The RAM implemented in this system has latency of 1 clock cycle. That is if a read or write signal is triggered by the processor it takes one more clock cycle for the data to be available in the data Register of the processor. This is acceptable and it can be seen in the micro instruction there is always a wait state after triggering the read signals. But some non-relevant task can be done in this idle cycle (like incrementing Programing Counter).

3.10 Clocking module

This module is an IP Core module which is used to down sample and buffer the clock. The main reason for using this module is to reduce the phase different and physical time delay which may occur due to clock being connected to different modules which are generated at different locations. To achieve this the clocking module makes use of Phase locked loops, global buffers which gives high fan out, digital clock manager.

The clocking module implemented in our design has one input which is the onboard clock running at 100MHz. Then it outputs two outputs a down sampled clock at 10MHz and another 100MHz clock. We are getting the 100MHz clock to use in UART module from the output of the module rather than from the onboard clock due to the robust features the clocking module can add as mentioned above.

3.11 UART Module

The UART Module is designed as a finite state machine which incorporates few other sub modules as well. The sub modules are clock divider, transmitter and a receiver.

Figure 3. 7 Sub modules of UART

Clock divider (UART)

This module takes the 100MHz clock as an input and outputs 9600Hz clock which is the baud rate at which the UART is communicating with the external PC. The reason for not making this a part of the IP core clocking module at the top module and just getting the down sampled clock as an input to the UART module is that the IP core clocking module was not able to deliver the exact frequency due to the overhead of universal buffer and phase lock loops. Also, a buffer was not needed since this clock is being used only in one location.

Hence the clock is implemented as a module that counts at the positive edge of the input clock and flips the input at a certain count (5208). In this way it generates a down sampled clock as its output.

Transmitter

This module takes a byte of data and transmits it serially bit by bit. This module runs at the speed of the down sampled clock (9600Hz). It takes two inputs data which is 8bit wide and a signal send to trigger the transmit. It has two outputs a serial transmitter line which is interfaced with the serial receiver of the external PC and another flag to indicate that it is busy while in the middle of transmitting a data. The busy flag is used to avoid data collision and corruption.

When the send bit is set, the transmitter first sets the transmitter line (which is by default high) to low which will indicate the receiving end that a data is about to come. This is called the start bit. Then at the next eight positive edges of the clock it transmits the 8bits of data serially and then sets the transmitter line to high, which is termed as the end bit. Throughout this process the busy flag is set high and at the end of these 10 its it is brought to low.

Receiver

The receiver module receives the serial data and converts it as an 8bit parallel data and gives it out. Unlike the transmitter module this runs at 100MHz, to offer higher resolution. This has 3 inputs and 2 outputs. The inputs are clock, serial receiver, and a signal to clear. The outputs are 8bit data, a data_ready flag to indicate a new byte is received and available. The clear input is used to clear the data available at the output.

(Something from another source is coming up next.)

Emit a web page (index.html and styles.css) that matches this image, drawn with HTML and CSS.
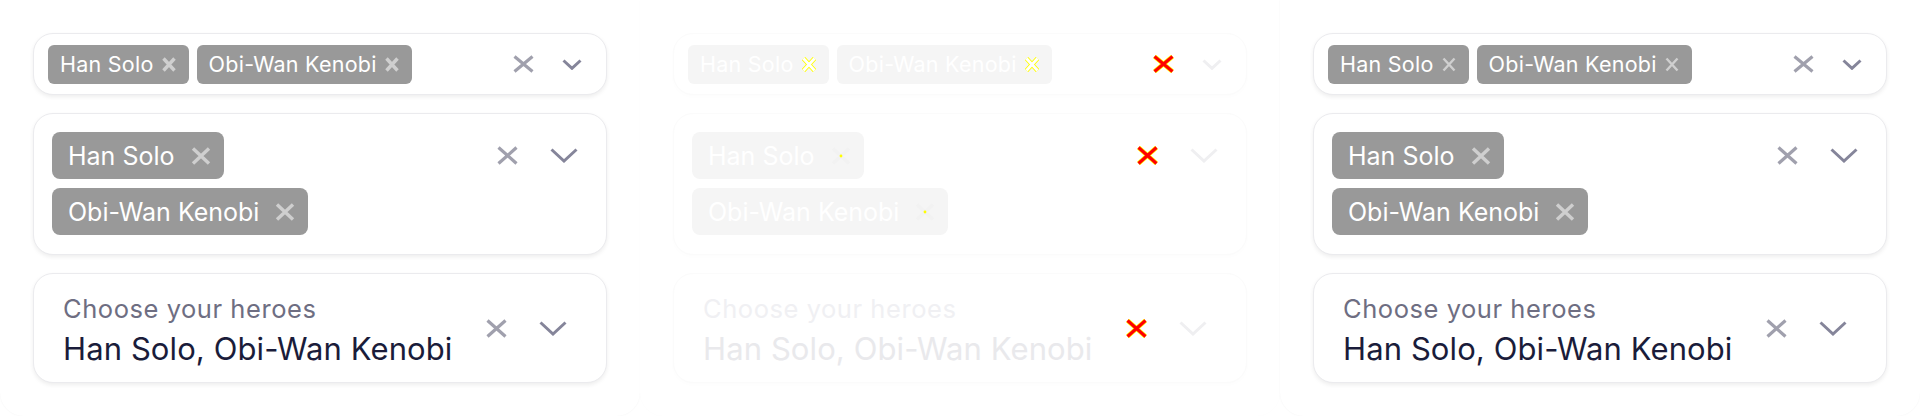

The receiver operates by constantly checking in its serial receiver line to go down. When the serial receiver line is pulled down by the external PC transmitter it waits for finite time (half bit time) and check again for low value. This is done to ensure that it is the start bit and not a false trigger by some random noise. After this next 8 bits are stored in an internal buffer and final end-bit is ensured to be high. Then if it is ensured, the data in internal buffer is transferred to the data output line and data ready flag is raised.

State Diagram of the UART module

As described earlier the UART top module is implemented as a finite state machine and the state diagram of it can be seen below.

Figure 3. 8 State Diagram of UART Top Module

At first (State 0) the top module waits for the data_ready signal to be raised by the receiver sub module. When such it receives the signal, it writes the received data to the ram by forwarding it to the data_in of ram and setting write_enable of ram (State 1). Then in the next state it clears the recieved data increments the address resets the write_enable (State 2).

Then in state 2 it checks if all the data are received or not. If receiving is completed it moves to state 3 or else it goes back to state 0. In state 3 UART2RAM_completed flag is set so that the processor will start working. Also, in state 3 the variables (like address counter etc.) are reset since they are to be used in transmission too and then put to state 7 where it waits for the endops signal from processor.

When endops is received the UART top module moves to state 4 where it sends each byte and then moves to state 5 which turns off send to avoid corruption. The UART top module oscillates between these two states till all the required data are sent and then it moves to state six where variables are reset. Finally, the UART top module goes back to state 0.

4. Algorithm

4.1 Introduction

A custom algorithm was developed based on the following objectives of the program,

Gaussian noise filter the image
Down sample the image to half of the original resolution

There are plenty of resources for the above two tasks. We could find many algorithms which implemented the aforementioned tasks separately. We found a novel way to combine the two tasks in the same algorithm and reduce the generation of unnecessary information. Our algorithm reduces a lot of computational effort by cleverly doing only the necessary calculations.

Gaussian noise filtering an image involves iterating through every pixel of the image and finding a local average for each pixel using a Gaussian kernel and replacing the original pixel with the Gaussian averaged value. For each pixel we have to do 8 additions and one division if we are to use a 3x3 Gaussian kernel. So for an nxm image we will have to do nxmx8 additions and nxm divisions i.e. totally nxmx9 operations. It is an O(nm) algorithm.

1/16	1/8	1/16
1/8	1/4	1/8
1/16	1/8	1/16

Figure 4.1 - 3x3 Gaussian kernel

Down sampling an image can be done in many ways. To down sample to half of the original resolution we can either take alternative pixels along x as well as y axes to create a new image or apply a 2x2 kernel with equal weight to each place and apply the kernel in a non-overlapping fashion and take the values to create a new image. If we decide to take alternative pixels to generate an image it will involve iterating through the nxm image. So again it will be an O(nxm) algorithm.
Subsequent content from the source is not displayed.